Quincy, Massachusetts Overview
Quincy ( KWIN-zee) is a coastal U.S. city in Norfolk County, Massachusetts. It is the largest city in the county and a part of Metropolitan Boston as one of Boston’s immediate southern suburbs. Its population in 2020 was 101,636, making it the seventh-largest city in the state. Known as the “City of Presidents”, Quincy is the birthplace of two U.S. presidents—John Adams and his son John Quincy Adams—as well as John Hancock, a President of the Continental Congress and the first signer of the Declaration of Independence, as well as being the first and third Governor of Massachusetts.
First settled in 1625, Quincy was briefly part of Dorchester before becoming the north precinct of Braintree in 1640. In 1792, Quincy was split off from Braintree; the new town was named after Colonel John Quincy, maternal grandfather of Abigail Adams and after whom John Quincy Adams was also named.
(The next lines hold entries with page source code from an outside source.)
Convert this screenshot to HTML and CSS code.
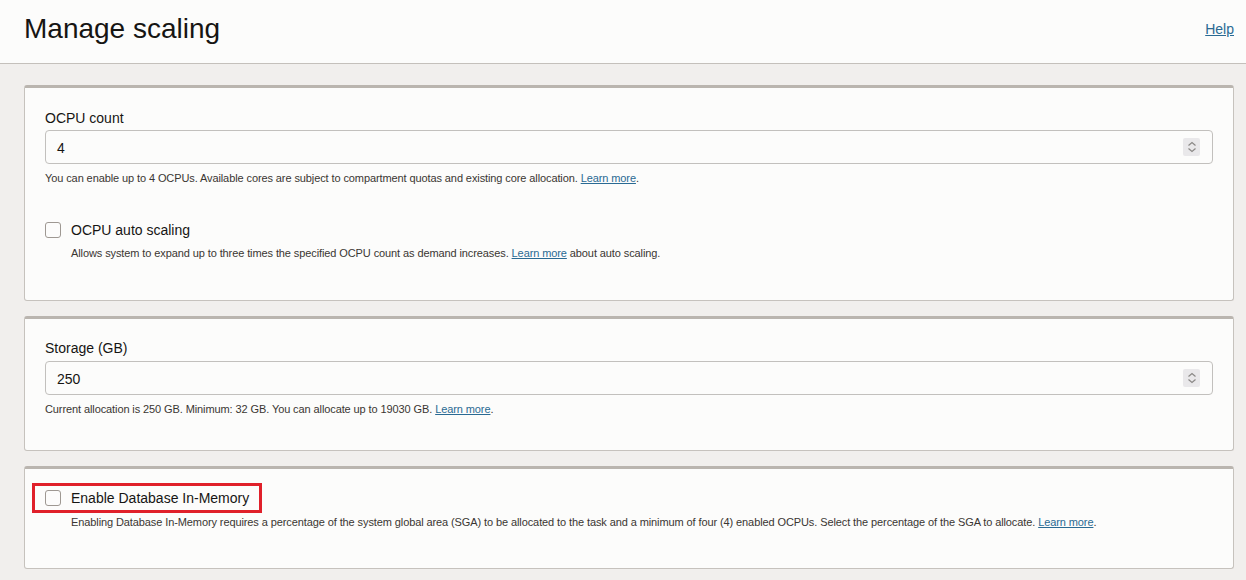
FILE: index.html
```html
<!DOCTYPE html>
<html>
<head>
<meta charset="utf-8">
<link rel="stylesheet" href="styles.css">
</head>
<body>
<header class="page-header">
  <h1 class="title">Manage scaling</h1>
  <a class="link help" href="#">Help</a>
</header>
<main class="content">
  <section class="card card-ocpu">
    <label class="field-label">OCPU count</label>
    <div class="input">
      <span class="input-value">4</span>
      <span class="spinner">
        <svg width="16" height="18" viewBox="0 0 16 18"><path d="M4.5 7.5 L8 4.5 L11.5 7.5" fill="none" stroke="#8a8886" stroke-width="1.2"/><path d="M4.5 10.5 L8 13.5 L11.5 10.5" fill="none" stroke="#8a8886" stroke-width="1.2"/></svg>
      </span>
    </div>
    <p class="help-text">You can enable up to 4 OCPUs. Available cores are subject to compartment quotas and existing core allocation. <a class="link" href="#">Learn more</a>.</p>
    <div class="check-row gap-top">
      <span class="checkbox"></span>
      <span class="check-label">OCPU auto scaling</span>
    </div>
    <p class="help-text sub">Allows system to expand up to three times the specified OCPU count as demand increases. <a class="link" href="#">Learn more</a> about auto scaling.</p>
  </section>

  <section class="card card-storage">
    <label class="field-label">Storage (GB)</label>
    <div class="input">
      <span class="input-value">250</span>
      <span class="spinner">
        <svg width="16" height="18" viewBox="0 0 16 18"><path d="M4.5 7.5 L8 4.5 L11.5 7.5" fill="none" stroke="#8a8886" stroke-width="1.2"/><path d="M4.5 10.5 L8 13.5 L11.5 10.5" fill="none" stroke="#8a8886" stroke-width="1.2"/></svg>
      </span>
    </div>
    <p class="help-text">Current allocation is 250 GB. Minimum: 32 GB. You can allocate up to 19030 GB. <a class="link" href="#">Learn more</a>.</p>
  </section>

  <section class="card card-memory">
    <div class="check-row highlighted">
      <span class="checkbox"></span>
      <span class="check-label">Enable Database In-Memory</span>
    </div>
    <p class="help-text sub mem">Enabling Database In-Memory requires a percentage of the system global area (SGA) to be allocated to the task and a minimum of four (4) enabled OCPUs. Select the percentage of the SGA to allocate. <a class="link" href="#">Learn more</a>.</p>
  </section>
</main>
</body>
</html>
```

FILE: styles.css
```css
* { box-sizing: border-box; }
html, body {
  margin: 0;
  padding: 0;
  background: #f1efed;
  font-family: "Liberation Sans", Arial, sans-serif;
  color: #161513;
}
.page-header {
  height: 64px;
  background: #fcfcfb;
  border-bottom: 1px solid #c4c0bb;
  display: flex;
  justify-content: space-between;
  align-items: flex-start;
  padding: 0 12px 0 24px;
}
.title {
  margin: 0;
  font-size: 28px;
  font-weight: normal;
  line-height: 32px;
  padding-top: 13px;
}
.link {
  color: #2a6a93;
  text-decoration: underline;
}
.help {
  font-size: 14px;
  line-height: 16px;
  padding-top: 21px;
}
.content {
  padding: 21px 12px 0 24px;
  display: flex;
  flex-direction: column;
  gap: 15px;
}
.card {
  background: #fcfcfb;
  border: 1px solid #c6c2bd;
  border-top: 3px solid #bab5af;
  border-radius: 3px;
  padding: 21px 20px 0 20px;
}
.card-ocpu { height: 216px; }
.card-storage { height: 135px; padding-top: 20px; }
.card-memory { height: 103px; padding-top: 20px; }
.field-label {
  display: block;
  font-size: 14px;
  line-height: 18px;
}
.input {
  margin-top: 3px;
  height: 34px;
  border: 1px solid #c2c0bd;
  border-radius: 4px;
  background: #fcfcfb;
  display: flex;
  align-items: center;
  justify-content: space-between;
  padding: 0 12px 0 11px;
}
.card-storage .input { margin-top: 4px; }
.input-value {
  font-size: 14px;
  padding-top: 1px;
}
.spinner {
  width: 17px;
  height: 18px;
  background: #e9e8ea;
  border-radius: 2px;
  display: flex;
  align-items: center;
  justify-content: center;
}
.spinner svg { display: block; }
.help-text {
  margin: 7px 0 0 0;
  font-size: 11px;
  line-height: 14px;
  letter-spacing: -0.1px;
  color: #3a3632;
}
.help-text.sub {
  padding-left: 26px;
}
.help-text.mem { margin-top: 8px; }
.check-row {
  display: flex;
  width: fit-content;
  align-items: center;
  height: 18px;
  position: relative;
}
.gap-top { margin-top: 36px; }
.checkbox {
  width: 16px;
  height: 16px;
  border: 1px solid #9e9892;
  border-radius: 3px;
  background: #fcfcfb;
  margin-right: 10px;
}
.check-label {
  font-size: 14px;
  line-height: 18px;
}
.highlighted::after {
  content: "";
  position: absolute;
  left: -13px;
  top: -6px;
  right: -13px;
  bottom: -6px;
  border: 3px solid #e0202a;
  pointer-events: none;
}
```
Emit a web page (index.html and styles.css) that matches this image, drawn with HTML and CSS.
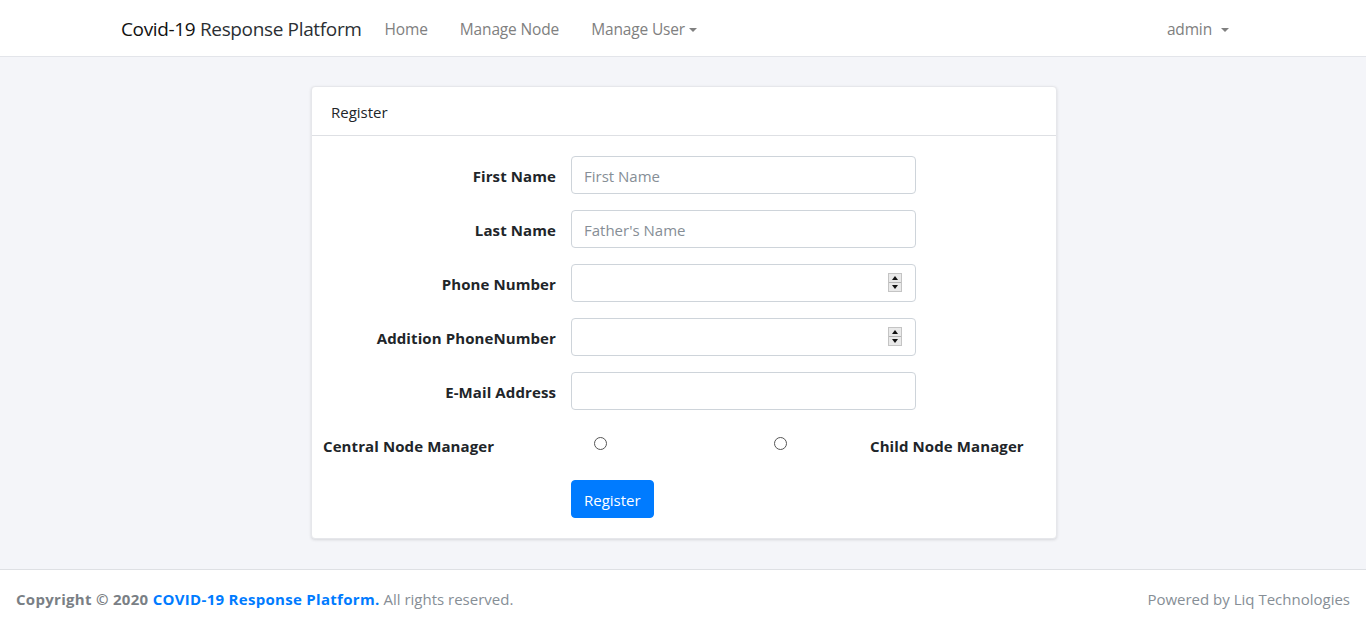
FILE: index.html
```html
<!DOCTYPE html>
<html lang="en">
<head>
<meta charset="utf-8">
<title>Covid-19 Response Platform</title>
<link rel="stylesheet" href="styles.css">
</head>
<body>
<div class="app">
  <nav class="navbar">
    <div class="nav-left">
      <a class="brand" href="#"><span class="brand-strong">Covid-19</span> Response Platform</a>
      <ul class="nav-links">
        <li><a class="nav-link" href="#">Home</a></li>
        <li><a class="nav-link" href="#">Manage Node</a></li>
        <li><a class="nav-link dropdown" href="#">Manage User</a></li>
      </ul>
    </div>
    <ul class="nav-links">
      <li><a class="nav-link dropdown user" href="#">admin</a></li>
    </ul>
  </nav>

  <main class="main">
    <div class="card">
      <div class="card-header">Register</div>
      <div class="card-body">
        <form class="form">
          <div class="form-row">
            <label class="label" for="fn">First Name</label>
            <input class="input" id="fn" type="text" placeholder="First Name">
          </div>
          <div class="form-row">
            <label class="label" for="ln">Last Name</label>
            <input class="input" id="ln" type="text" placeholder="Father's Name">
          </div>
          <div class="form-row">
            <label class="label" for="ph">Phone Number</label>
            <div class="num-wrap">
              <input class="input" id="ph" type="text">
              <span class="spinner"><span class="spin up"></span><span class="spin down"></span></span>
            </div>
          </div>
          <div class="form-row">
            <label class="label" for="ph2">Addition PhoneNumber</label>
            <div class="num-wrap">
              <input class="input" id="ph2" type="text">
              <span class="spinner"><span class="spin up"></span><span class="spin down"></span></span>
            </div>
          </div>
          <div class="form-row">
            <label class="label" for="em">E-Mail Address</label>
            <input class="input" id="em" type="email">
          </div>
          <div class="radio-row">
            <span class="label-b">Central Node Manager</span>
            <span class="radio-cell"><span class="radio"></span></span>
            <span class="radio-cell"><span class="radio"></span></span>
            <span class="label-b">Child Node Manager</span>
          </div>
          <div class="btn-row">
            <button class="btn" type="button">Register</button>
          </div>
        </form>
      </div>
    </div>
  </main>

  <footer class="footer">
    <div class="copy"><strong>Copyright © 2020 <a class="flink" href="#">COVID-19 Response Platform.</a></strong> All rights reserved.</div>
    <div class="powered">Powered by Liq Technologies</div>
  </footer>
</div>
</body>
</html>
```
FILE: styles.css
```css
* { box-sizing: border-box; }
html, body { margin: 0; padding: 0; height: 100%; }
body {
  font-family: "Open Sans", "Noto Sans", sans-serif;
  font-size: 15px;
  color: #212529;
  background: #f4f5f9;
}
a { text-decoration: none; }
ul { list-style: none; margin: 0; padding: 0; }
.app { min-height: 100%; display: flex; flex-direction: column; }

.navbar {
  height: 57px;
  background: #fff;
  border-bottom: 1px solid #e3e5ea;
  display: flex;
  align-items: center;
  justify-content: space-between;
  padding: 1px 129px 0 121px;
}
.nav-left { display: flex; align-items: center; }
.brand { font-size: 19px; color: #2b2f33; margin-right: 15px; letter-spacing: -0.35px; }
.brand-strong { color: #111; }
.nav-links { display: flex; }
.nav-link { display: block; padding: 8px 16px; color: #808080; font-size: 15.5px; letter-spacing: -0.15px; }
.nav-links li:first-child .nav-link { padding-left: 8px; }
.dropdown::after {
  content: "";
  display: inline-block;
  margin-left: 4px;
  vertical-align: 3px;
  border-top: 4.5px solid #808080;
  border-left: 4px solid transparent;
  border-right: 4px solid transparent;
}
.user { padding-right: 8px; }
.user::after { margin-left: 9px; }

.main { flex: 1; padding: 29px 0 30px; display: flex; justify-content: center; }
.card {
  width: 746px;
  margin-left: 2px;
  background: #fff;
  border: 1px solid #e6e7eb;
  border-radius: 4px;
  box-shadow: 0 1px 3px rgba(0,0,0,.12);
}
.card-header {
  height: 49px;
  padding: 1px 19px 0;
  display: flex;
  align-items: center;
  border-bottom: 1px solid #dee0e4;
  font-size: 15px;
}
.card-body { padding: 20px 20px 19px 19px; }
.form { display: flex; flex-direction: column; gap: 16px; }
.form-row { display: grid; grid-template-columns: 225px 345px; column-gap: 15px; align-items: center; }
.label { text-align: right; font-weight: 700; font-size: 15px; letter-spacing: 0.1px; padding-top: 2px; }
.input {
  width: 345px;
  height: 38px;
  border: 1px solid #ced4da;
  border-radius: 4px;
  padding: 1px 12px 0;
  font-family: inherit;
  font-size: 15px;
  color: #495057;
  background: #fff;
  outline: none;
}
.input::placeholder { color: #868e96; }
.num-wrap { position: relative; width: 345px; height: 38px; }
.spinner {
  position: absolute;
  left: 317px;
  top: 9px;
  width: 14px;
  height: 19px;
  display: flex;
  flex-direction: column;
  border: 1px solid #c4c4c4;
  background: #e9e9e9;
}
.spin { flex: 1; display: flex; align-items: center; justify-content: center; }
.spin.up { border-bottom: 1px solid #b4b4b4; }
.spin.up::before { content: ""; border-bottom: 4px solid #111; border-left: 3.5px solid transparent; border-right: 3.5px solid transparent; }
.spin.down::before { content: ""; border-top: 4px solid #111; border-left: 3.5px solid transparent; border-right: 3.5px solid transparent; }

.radio-row {
  display: grid;
  grid-template-columns: 271px 180px 96px auto;
  align-items: center;
  margin-left: -8px;
  height: 38px;
}
.label-b { font-weight: 700; font-size: 15px; letter-spacing: 0.1px; padding-top: 2px; }
.radio-cell { display: flex; align-items: center; height: 13px; margin-top: -4px; }
.radio {
  width: 13px; height: 13px;
  border: 1px solid #555;
  border-radius: 50%;
  background: #fff;
}
.btn-row { padding-left: 240px; }
.btn {
  height: 38px;
  padding: 1px 12px 0;
  background: #007bff;
  color: #fff;
  border: 1px solid #007bff;
  border-radius: 4px;
  font-family: inherit;
  font-size: 15px;
}

.footer {
  height: 57px;
  background: #fff;
  border-top: 1px solid #dee0e4;
  display: flex;
  align-items: center;
  justify-content: space-between;
  padding: 1px 16px 0;
  color: #868e96;
  font-size: 15px;
}
.footer strong { color: #7a7f85; letter-spacing: 0.3px; }
.flink { color: #007bff; }
```
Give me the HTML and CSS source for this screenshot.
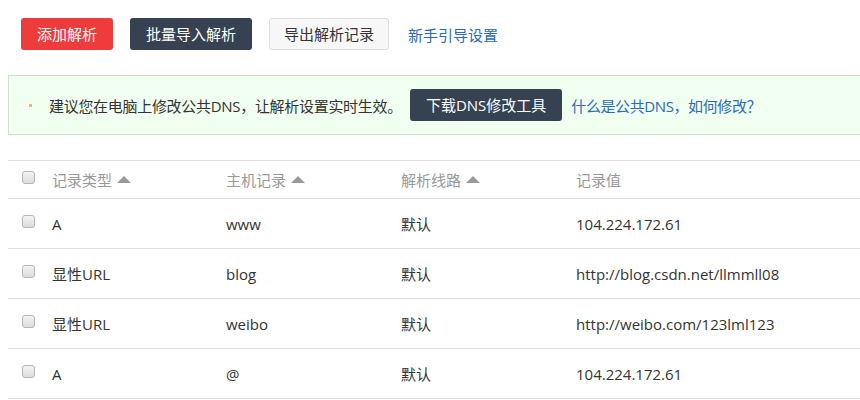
FILE: index.html
```html
<!DOCTYPE html>
<html lang="zh-CN">
<head>
    <meta charset="UTF-8">
    <title>域名解析</title>
    <link rel="stylesheet" href="styles.css">
</head>
<body>
    <div class="page">
        <div class="toolbar">
            <button class="btn btn-red">添加解析</button>
            <button class="btn btn-dark">批量导入解析</button>
            <button class="btn btn-light">导出解析记录</button>
            <a class="link" href="#">新手引导设置</a>
        </div>

        <div class="notice">
            <span class="dot"></span>
            <span class="notice-text">建议您在电脑上修改公共DNS，让解析设置实时生效。</span>
            <button class="btn btn-dark">下载DNS修改工具</button>
            <a class="link tight" href="#">什么是公共DNS，如何修改？</a>
        </div>

        <table class="records">
            <thead>
                <tr>
                    <th class="col-check"><span class="check"></span></th>
                    <th class="col-type">记录类型<span class="sort"></span></th>
                    <th class="col-host">主机记录<span class="sort"></span></th>
                    <th class="col-line">解析线路<span class="sort"></span></th>
                    <th>记录值</th>
                </tr>
            </thead>
            <tbody>
                <tr>
                    <td class="col-check"><span class="check"></span></td>
                    <td>A</td>
                    <td>www</td>
                    <td>默认</td>
                    <td>104.224.172.61</td>
                </tr>
                <tr>
                    <td class="col-check"><span class="check"></span></td>
                    <td>显性URL</td>
                    <td>blog</td>
                    <td>默认</td>
                    <td>http://blog.csdn.net/llmmll08</td>
                </tr>
                <tr>
                    <td class="col-check"><span class="check"></span></td>
                    <td>显性URL</td>
                    <td>weibo</td>
                    <td>默认</td>
                    <td>http://weibo.com/123lml123</td>
                </tr>
                <tr>
                    <td class="col-check"><span class="check"></span></td>
                    <td>A</td>
                    <td>@</td>
                    <td>默认</td>
                    <td>104.224.172.61</td>
                </tr>
            </tbody>
        </table>
    </div>
</body>
</html>
```

FILE: styles.css
```css
* {
    margin: 0;
    padding: 0;
    box-sizing: border-box;
}

body {
    font-family: "Open Sans", "Noto Sans CJK SC", sans-serif;
    font-size: 15px;
    color: #333;
    background: #fff;
    overflow: hidden;
}

.page {
    padding: 18px 0 0 8px;
}

.toolbar {
    display: flex;
    align-items: center;
    gap: 17px;
    padding-left: 13px;
}

.toolbar .link {
    margin-left: 2px;
}

.btn {
    height: 32px;
    padding: 0 15px;
    border: 1px solid transparent;
    border-radius: 3px;
    font-family: inherit;
    font-size: 15px;
    line-height: 30px;
    cursor: pointer;
}

.btn-red {
    background: #ee3b3b;
    color: #fff;
}

.btn-dark {
    background: #364152;
    color: #fff;
}

.btn-light {
    background: #f7f7f7;
    border-color: #dedede;
    color: #333;
    padding: 0 14px;
}

.link {
    color: #2c6ab4;
    text-decoration: none;
}

.notice {
    display: flex;
    align-items: center;
    height: 60px;
    margin: 25px -12px 0 0;
    padding-left: 20px;
    background: #f1fff0;
    border: 1px solid #d2dccf;
}

.dot {
    width: 3px;
    height: 3px;
    background: #e3c35a;
    margin-right: 17px;
}

.notice-text {
    margin-right: 8px;
    letter-spacing: -0.3px;
}

.notice .btn {
    margin-right: 9px;
}

.tight {
    letter-spacing: -0.4px;
}

.records {
    width: calc(100% + 12px);
    margin-top: 25px;
    border-collapse: collapse;
    border-top: 1px solid #ddd;
}

.records th,
.records td {
    text-align: left;
    border-bottom: 1px solid #ddd;
    vertical-align: middle;
    padding: 0;
}

.records th {
    height: 38px;
    font-weight: normal;
    color: #999;
}

.records td {
    height: 50px;
}

.col-check {
    width: 44px;
    padding-left: 14px !important;
}

.col-type {
    width: 174px;
}

.col-host {
    width: 175px;
}

.col-line {
    width: 175px;
}

.check {
    display: block;
    width: 13px;
    height: 13px;
    margin-top: -4px;
    border: 1px solid #b5b5b5;
    border-radius: 3px;
    background: linear-gradient(#f4f4f4, #dcdcdc);
}

.sort {
    display: inline-block;
    width: 0;
    height: 0;
    margin-left: 5px;
    vertical-align: 3px;
    border-left: 7px solid transparent;
    border-right: 7px solid transparent;
    border-bottom: 7px solid #999;
}
```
Quincy became a city in 1888.
For more than a century, Quincy was home to a thriving granite industry; the city was also the site of the Granite Railway, the United States’ first commercial railroad. Shipbuilding at the Fore River Shipyard was another key part of the city’s economy. In the 20th century, both Howard Johnson’s and Dunkin’ Donuts were founded in the city.